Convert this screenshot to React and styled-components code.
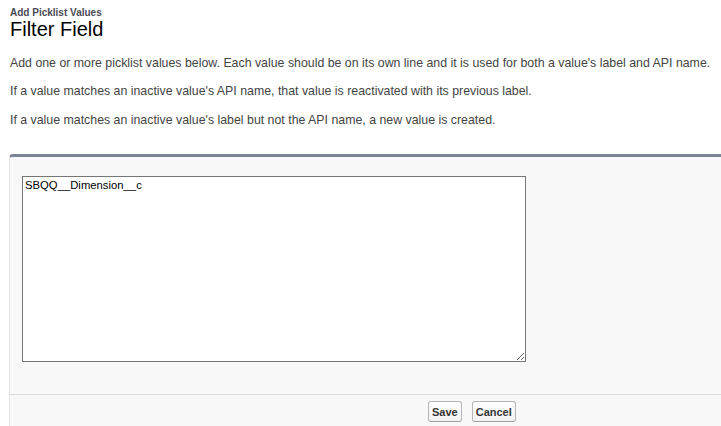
import React from "react";
import styled, { createGlobalStyle } from "styled-components";

const GlobalStyle = createGlobalStyle`
  html, body {
    margin: 0;
    padding: 0;
    overflow: hidden;
    background: #fff;
    font-family: Arial, "Liberation Sans", Helvetica, sans-serif;
  }
`;

const Page = styled.div`
  padding: 7px 0 0 10px;
`;

const PageType = styled.h2`
  margin: 0;
  font-size: 10px;
  line-height: 11px;
  font-weight: bold;
  color: #4a4a56;
`;

const PageTitle = styled.h1`
  margin: 0;
  font-size: 20px;
  line-height: 22px;
  font-weight: normal;
  color: #000;
`;

const Description = styled.div`
  margin-top: 14.5px;
  display: flex;
  flex-direction: column;
  gap: 12.5px;
`;

const Para = styled.p`
  margin: 0;
  font-size: 12.35px;
  line-height: 16px;
  color: #444;
  white-space: nowrap;
`;

const Panel = styled.div`
  margin: 26.5px 0 0 -1px;
  background: #f8f8f8;
  border-left: 1px solid #e3e3e3;
  border-top: 3px solid #7b8497;
  border-top-left-radius: 4px;
`;

const PanelBody = styled.div`
  padding: 19px 12px 32px;
`;

const ValuesInput = styled.textarea`
  display: block;
  box-sizing: border-box;
  width: 504px;
  height: 186px;
  margin: 0;
  padding: 2px;
  border: 1px solid #767676;
  border-radius: 0;
  background: #fff;
  font-family: Arial, "Liberation Sans", sans-serif;
  font-size: 11.3px;
  color: #000;
  outline: none;
`;

const Footer = styled.div`
  display: flex;
  gap: 10px;
  padding: 6px 0 20px 418px;
  border-top: 1px solid #dcdcdc;
`;

const Button = styled.button`
  height: 21px;
  padding: 0 3px;
  font-family: Arial, "Liberation Sans", sans-serif;
  font-size: 11px;
  font-weight: bold;
  color: #333;
  background: linear-gradient(#ffffff, #f1f1f1);
  border: 1px solid #b5b5b5;
  border-bottom-color: #9f9f9f;
  border-radius: 3px;
  cursor: pointer;
`;

export default function App() {
  return (
    <Page>
      <GlobalStyle />
      <PageType>Add Picklist Values</PageType>
      <PageTitle>Filter Field</PageTitle>
      <Description>
        <Para>
          Add one or more picklist values below. Each value should be on its own line and it is used for both a value's label and API name.
        </Para>
        <Para>
          If a value matches an inactive value's API name, that value is reactivated with its previous label.
        </Para>
        <Para>
          If a value matches an inactive value's label but not the API name, a new value is created.
        </Para>
      </Description>
      <Panel>
        <PanelBody>
          <ValuesInput defaultValue="SBQQ__Dimension__c" />
        </PanelBody>
        <Footer>
          <Button>Save</Button>
          <Button>Cancel</Button>
        </Footer>
      </Panel>
    </Page>
  );
}
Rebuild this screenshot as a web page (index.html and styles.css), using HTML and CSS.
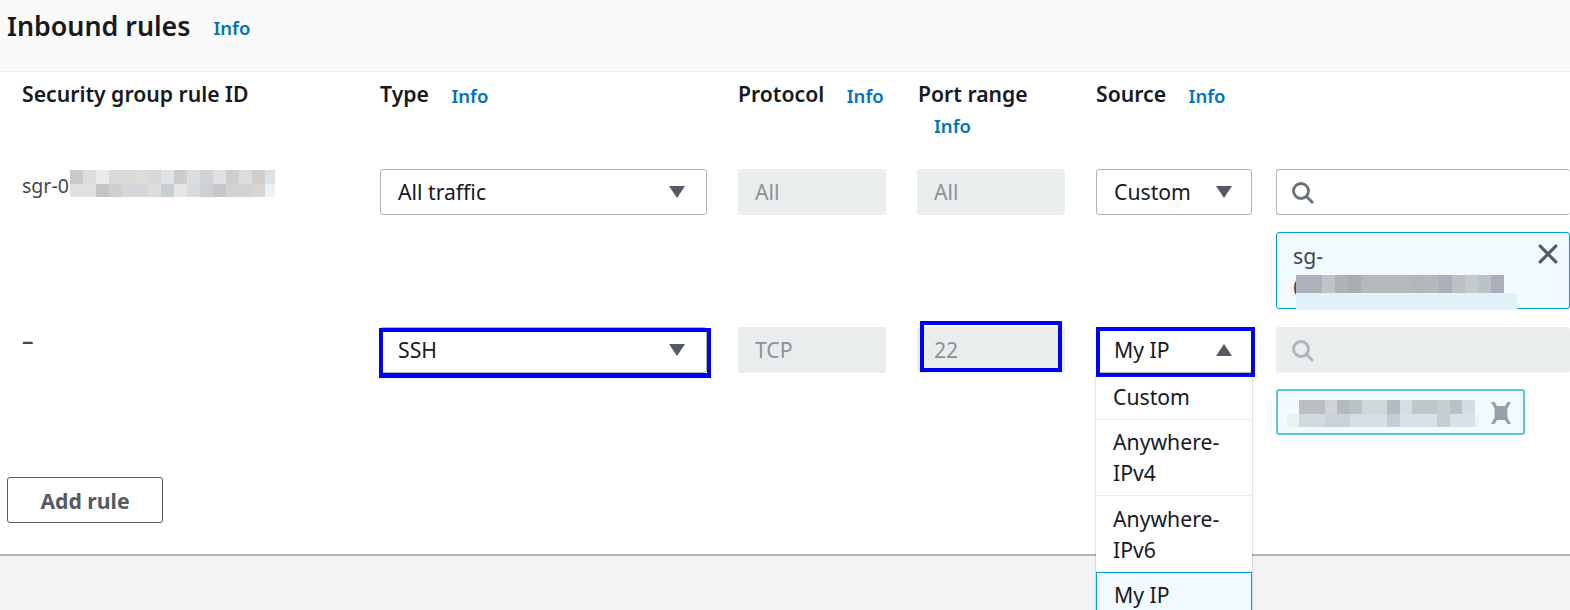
FILE: index.html
```html
<!DOCTYPE html>
<html lang="en">
<head>
<meta charset="utf-8">
<title>Inbound rules</title>
<link rel="stylesheet" href="styles.css">
</head>
<body>
<header class="panel-head">
  <h2 class="panel-title">Inbound rules</h2>
  <a class="info info-title">Info</a>
</header>
<main class="panel-body">
  <div class="rules">
    <div class="col-head">Security group rule ID</div>
    <div class="col-head">Type <a class="info">Info</a></div>
    <div class="col-head">Protocol <a class="info">Info</a></div>
    <div class="col-head col-port">Port range <a class="info info-wrap">Info</a></div>
    <div class="col-head">Source <a class="info">Info</a></div>
    <div class="col-head"></div>

    <div class="cell-id">sgr-0<span class="blur blur-id"></span></div>
    <div class="field select w-type">All traffic<svg class="caret" viewBox="0 0 16 12"><path d="M0 0h16L8 12z"/></svg></div>
    <div class="field disabled w-narrow">All</div>
    <div class="field disabled w-narrow">All</div>
    <div class="field select w-source">Custom<svg class="caret caret-source" viewBox="0 0 16 12"><path d="M0 0h16L8 12z"/></svg></div>
    <div class="source-col">
      <div class="field search"><svg class="search-icon" viewBox="0 0 24 24"><circle cx="10" cy="10" r="7.5"/><path d="M15.5 15.5 22 22"/></svg></div>
      <div class="token token-sg">
        <div class="token-text">sg-<br>0<span class="blur blur-sg"></span><span class="blur blur-sg-under"></span></div>
        <svg class="close" viewBox="0 0 20 20"><path d="M2 2l16 16M18 2 2 18"/></svg>
      </div>
    </div>

    <div class="cell-id cell-dash">–</div>
    <div class="field select w-type">SSH<svg class="caret" viewBox="0 0 16 12"><path d="M0 0h16L8 12z"/></svg><span class="mark mark-type"></span></div>
    <div class="field disabled w-narrow">TCP</div>
    <div class="field disabled w-narrow">22<span class="mark mark-port"></span></div>
    <div class="source-select w-source">
      <div class="field select">My IP<svg class="caret caret-source" viewBox="0 0 16 12"><path d="M0 12h16L8 0z"/></svg><span class="mark mark-source"></span></div>
      <ul class="menu">
        <li>Custom</li>
        <li>Anywhere-<br>IPv4</li>
        <li>Anywhere-<br>IPv6</li>
        <li class="selected">My IP</li>
      </ul>
    </div>
    <div class="source-col source-col-tight">
      <div class="field search disabled"><svg class="search-icon faint" viewBox="0 0 24 24"><circle cx="10" cy="10" r="7.5"/><path d="M15.5 15.5 22 22"/></svg></div>
      <div class="token token-ip">
        <span class="blur blur-ip"></span>
        <span class="blur-x"></span>
      </div>
    </div>
  </div>
  <button class="add-rule">Add rule</button>
</main>
<footer class="panel-foot"></footer>
</body>
</html>
```
FILE: styles.css
```css
* { box-sizing: border-box; }
html, body { margin: 0; height: 100%; }
body {
  width: 1570px;
  height: 610px;
  overflow: hidden;
  display: flex;
  flex-direction: column;
  font-family: "Noto Sans", sans-serif;
  font-size: 21.2px;
  color: #16191f;
  background: #fff;
}
.panel-head {
  height: 72px;
  flex: none;
  display: flex;
  align-items: flex-start;
  gap: 23px;
  padding: 8px 0 0 7px;
  background: #fafafa;
  border-bottom: 1px solid #eaeded;
}
.panel-title { margin: 0; font-size: 26.8px; line-height: 36px; font-weight: 600; }
.info { color: #0073bb; font-size: 18.5px; font-weight: 600; margin-left: 17px; vertical-align: -1px; }
.info-title { margin: 0; line-height: 40px; }
.panel-body { flex: 1; position: relative; min-height: 0; }
.rules {
  display: grid;
  grid-template-columns: 358px 358px 179px 179px 180px 294px;
  grid-template-rows: 97px 158px 150px;
  padding-left: 22px;
}
.col-head { font-size: 21.2px; font-weight: 600; line-height: 44px; white-space: nowrap; }
.col-port { line-height: 32px; padding: 6px 0 0 1px; }
.col-port .info-wrap { display: block; margin-left: 16px; line-height: 32px; }
.cell-id { padding-top: 2px; font-size: 19.5px; line-height: 30px; color: #414750; position: relative; }
.cell-dash { padding-top: 0; font-size: 23px; line-height: 26px; font-weight: 600; }
.blur { display: inline-block; }
.blur-id {
  position: absolute; left: 48px; top: 1px; width: 205px; height: 27px;
  background:
    linear-gradient(90deg, #c9cacb 0 13px, #dcdddd 13px 26px, #ebebeb 26px 39px, #d8d9db 39px 52px, #dbd9d6 52px 65px, #dcdcdc 65px 78px, #d6d7d9 78px 91px, #e0e4e7 91px 104px, #cdccc9 104px 117px, #d9dee2 117px 130px, #d0d2d5 130px 143px, #dee0e1 143px 156px, #cfcecf 156px 169px, #dadcdf 169px 182px, #d1cfce 182px 195px, #dde2e7 195px 205px) top/100% 14px no-repeat,
    linear-gradient(90deg, #dfe0df 0 26px, #c7c4c4 26px 39px, #cdd0d0 39px 52px, #d3d7da 52px 78px, #dbdcdc 78px 91px, #c8cfd3 91px 104px, #e5e7e8 104px 117px, #d8dbdd 117px 130px, #ced0d3 130px 143px, #c5c7cb 143px 156px, #d3d2d1 156px 169px, #d1d2d4 169px 182px, #d7d6d5 182px 195px, #eef1f6 195px 205px) bottom/100% 13px no-repeat;
}
.field {
  position: relative;
  height: 46px;
  display: flex;
  align-items: center;
  padding: 0 17px;
  border-radius: 3px;
  font-size: 21.2px;
  line-height: 30px;
}
.select {
  justify-content: space-between;
  background: #fff;
  border: 1px solid #aab7b8;
}
.disabled { background: #eaeded; color: #879596; }
.caret { width: 16px; height: 12px; flex: none; fill: #545b64; margin-right: 4px; }
.caret-source { margin-right: 2px; }
.w-type { width: 327px; }
.w-narrow { width: 148px; }
.w-source { width: 156px; }
.source-select { position: relative; }
.source-col { display: flex; flex-direction: column; gap: 17px; min-width: 0; }
.source-col-tight { gap: 16px; }
.search { padding-left: 14px; border: 1px solid #aab7b8; background: #fff; border-right: 0; }
.search.disabled { border: 0; background: #eaeded; padding-left: 15px; }
.search-icon { width: 24px; height: 24px; margin-top: 2px; fill: none; stroke: #687078; stroke-width: 2.8; }
.search-icon.faint { stroke: #aab7b8; }
.token {
  position: relative;
  background: #f1faff;
  border: 1px solid #00a1c9;
  border-radius: 3px;
}
.token-sg { height: 77px; width: 294px; padding: 7px 16px; line-height: 32px; color: #414750; }
.token-text { position: relative; }
.blur-sg {
  position: absolute; left: 3px; top: 35px; width: 208px; height: 18px;
  background: linear-gradient(90deg, #adb1b9 0 26px, #bfc5c7 26px 39px, #b0b3b6 39px 52px, #a9adb2 52px 65px, #b5b8bd 65px 117px, #b0b8b9 117px 130px, #b5b8bc 130px 143px, #acb0b8 143px 156px, #bcc0c5 156px 169px, #c3caca 169px 182px, #bcc3c5 182px 195px, #acafbb 195px 209px);
}
.blur-sg-under {
  position: absolute; left: 3px; top: 53px; width: 221px; height: 17px;
  background: #e0f1f9;
}
.close { position: absolute; right: 10px; top: 10px; width: 22px; height: 22px; fill: none; stroke: #545b64; stroke-width: 2.8; }
.token-ip { width: 249px; height: 46px; border: 2px solid #5cc6e0; }
.blur-ip {
  position: absolute; left: 9px; top: 9px; width: 192px; height: 27px;
  background:
    linear-gradient(90deg, #f1faff 0 12px, #b9bfc2 12px 38px, #cfd4d7 38px 50px, #b3bbc0 50px 63px, #bcc3c7 63px 75px, #d0d7d8 75px 100px, #b4bbc1 100px 113px, #d6dee3 113px 125px, #bfc7cb 125px 150px, #c7cfcf 150px 163px, #bac1c5 163px 175px, #d3dde3 175px 188px, #f1faff 188px) top/100% 14px no-repeat,
    linear-gradient(90deg, #ecf0ef 0 12px, #d1d9df 12px 38px, #c9d2d7 38px 63px, #d7dfe4 63px 100px, #c4ced0 100px 113px, #d8e1e7 113px 150px, #c5cdcf 150px 163px, #d8e1e7 163px 188px, #ecf2f6 188px) bottom/100% 13px no-repeat;
}
.blur-x {
  position: absolute; right: 12px; top: 11px; width: 20px; height: 22px;
  background: #9aa0a6;
  clip-path: polygon(0 0, 18% 0, 30% 18%, 70% 18%, 82% 0, 100% 0, 82% 30%, 82% 70%, 100% 100%, 82% 100%, 70% 82%, 30% 82%, 18% 100%, 0 100%, 18% 70%, 18% 30%);
}
.mark { position: absolute; border: 4px solid #0000f5; pointer-events: none; }
.mark-type { left: -2px; top: 0; width: 332px; height: 50px; border-bottom-width: 5px; }
.mark-port { left: 3px; top: -6px; width: 142px; height: 51px; }
.mark-source { left: -1px; top: -1px; width: 159px; height: 50px; }
.menu {
  position: absolute;
  left: 0; top: 50px; width: 156px;
  margin: 0; padding: 0;
  list-style: none;
  background: #fff;
  box-shadow: 0 0 2px rgba(100,110,120,.55);
  z-index: 2;
  line-height: 31px;
}
.menu li { padding: 4px 17px 7px; border-bottom: 1px solid #eaeded; }
.menu li:nth-child(n+2) { padding: 6px 17px 7px; }
.menu li:nth-child(3) { padding: 7px 17px 6px; }
.menu .selected { background: #f1faff; border: 1px solid #00a1c9; padding: 5px 16px 6px; height: 50px; }
.add-rule {
  position: absolute;
  left: 7px; top: 405px;
  width: 156px; height: 46px;
  background: #fff;
  border: 1px solid #545b64;
  border-radius: 3px;
  font: 700 21.2px "Noto Sans", sans-serif;
  color: #545b64;
}
.panel-foot { flex: none; height: 56px; background: #f2f3f3; border-top: 2px solid #aab7b8; }
```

***

Check every line for "screenshot" and show the ones that have it.

Result of this task:
Convert this screenshot to React and styled-components code.
Rebuild this screenshot as a web page (index.html and styles.css), using HTML and CSS.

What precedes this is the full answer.